Солженицын, оказывается, все-таки точно не друг. Так установил недавно самый главный редактор наиболее литературной газеты товарищ Поляков. Он так и сказал: не стоит, мол, из него лепить культовую фигуру. Пора соглашаться. Сам я, как в том анекдоте про чукчу, не писатель. В моей пионерской жизни писатели Поляков и Солженицын появились в одно время, в начале 1990-х, когда мы прочитали "Сто дней до приказа" и "Один день Ивана Денисовича".
Поляков был модным перестроечным автором, который легко читался и так же легко забывался. А Солженицын был классиком, который читался не легко, но веки нам поднял на нашу же историю.
Тогда казалось, что эти авторы по одну сторону цивилизационных баррикад.
Четверть века пролетело.
Случилось за это время много всякого и со страной, и с ее писателями, и вот на днях Поляков наконец Солженицына распознал. И рассказал об этом на портале газеты «Культура».
Наверное, чтобы победить.
Причем сам выпад выглядит тем более странно, что приурочен к столетию классика, которое будет только через четыре года.
Дословно было сказано, что "никто не предлагает вычеркнуть Солженицына из списка выдающихся соотечественников, но и культовую фигуру из него лепить явно не следует. Чтобы деятели культуры молодого поколения не делали для себя заведомо порочных выводов...".
На весьма удивительное обвинение Полякова уже ответила вдова, и повторять ее аргументы нет смысла. Поговорим о своем.
Сохраняя определенное уважение к Полякову, с ним стоит согласиться.

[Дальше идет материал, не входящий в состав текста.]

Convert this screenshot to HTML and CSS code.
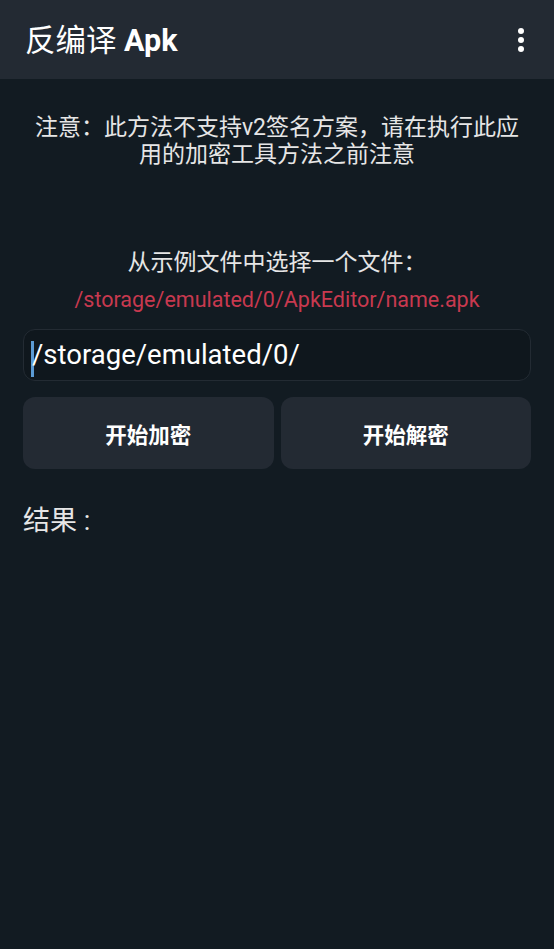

Во-первых, лепить из Солженицына культовую фигуру действительно не надо, поскольку он давно ею стал. Только так можно сказать о писателе, который изменил сознание сразу нескольких поколений жителей планеты Россия. И если уж мы смогли мирно и без большой крови расстаться с коммунистическим прошлым, то, не в последнюю очередь благодаря Солженицыну.
Во-вторых, биография Солженицына – это пример не только писательского подвижничества, но и человеческого. Всем известно и никем не опровергнуто, что Александр Исаевич покинул родину не по своей воле. А если он и призывал Запад к войне, то не с Россией и даже не с СССР, а собственно, с коммунистической и тоталитарной идеологией. И, естественно, не с помощью танков.
В-третьих, именно Солженицын дал нам беспощадный анализ причин развала Российской империи и меры ответственности элит за свершившееся.
В-четвёртых, Солженицын никогда не следовал дешевой конъюнктуре и всегда отстаивал свою позицию, невзирая на то, насколько она популярна или наоборот в данный конкретный момент исторического времени. Если он считал нужным войти в конфликт с либеральной интеллигенцией, он это делал, даже если время требовало конфликта избежать.
Поэтому обвинения Юрия Полякова выглядят несколько странно, как будто адресованы не Солженицыну, а кому-то совсем другому, виртуальному персонажу, с которым Поляков захотел вступить в вербальный бой. Ведь для того, чтобы на ровном месте, бесплатно и без риска для себя предстать героем, необходимо выдумать великого врага, желательно мертвого, чтобы он не смог ответить в реальном времени.
Вполне возможно, скоро мы прочитаем в мемуарах Полякова, как поздний Солженицын заимствовал у него сюжеты для "Красного колеса". А если Поляков прочитает, что на Солженицыне свет клином не сошелся, и решит разоблачить Шаламова, Довлатова, Бродского и Ахматову, то с таким подходом и без особого напряжения подконтрольное ему издание пятилетку сможет продержаться.
Дело, в конце концов, не в личных амбициях главреда "Литературной газеты", всплеск писательской известности которого остался далеко в прошлом, а в самом духе нынешнего времени, которое позволяет беспардонно третировать великих. При этом особенно нелепо выглядят измышления Полякова о том, что "я скорее поверю 5-му управлению КГБ (которое в советское время занималось борьбой с инакомыслием), окошмаривать которое в нынешней геополитической реальности я бы не рискнул".
Все это было бы, конечно, не более чем бессмысленной и бессовестной амбицией, если бы не казалось определенным рубежом, за которым после атаки на Солженицына могут начаться попытки реабилитации ГУЛАГа и восхваления самой идеи государственного насилия над личностью. Причем делать это будут люди типа Полякова, которые ни через ГУЛАГ, ни через раковый корпус не проходили.
Да к тому же и не грозит.
Мораль же этого дурного анекдота заключается в том, что подобные поляковы боятся перечитать то, что сами написали двадцать лет назад.
Может быть, как написал писатель Поляков в начале перестройки, "нужно быть терпеливым, словно санитар из дурдома".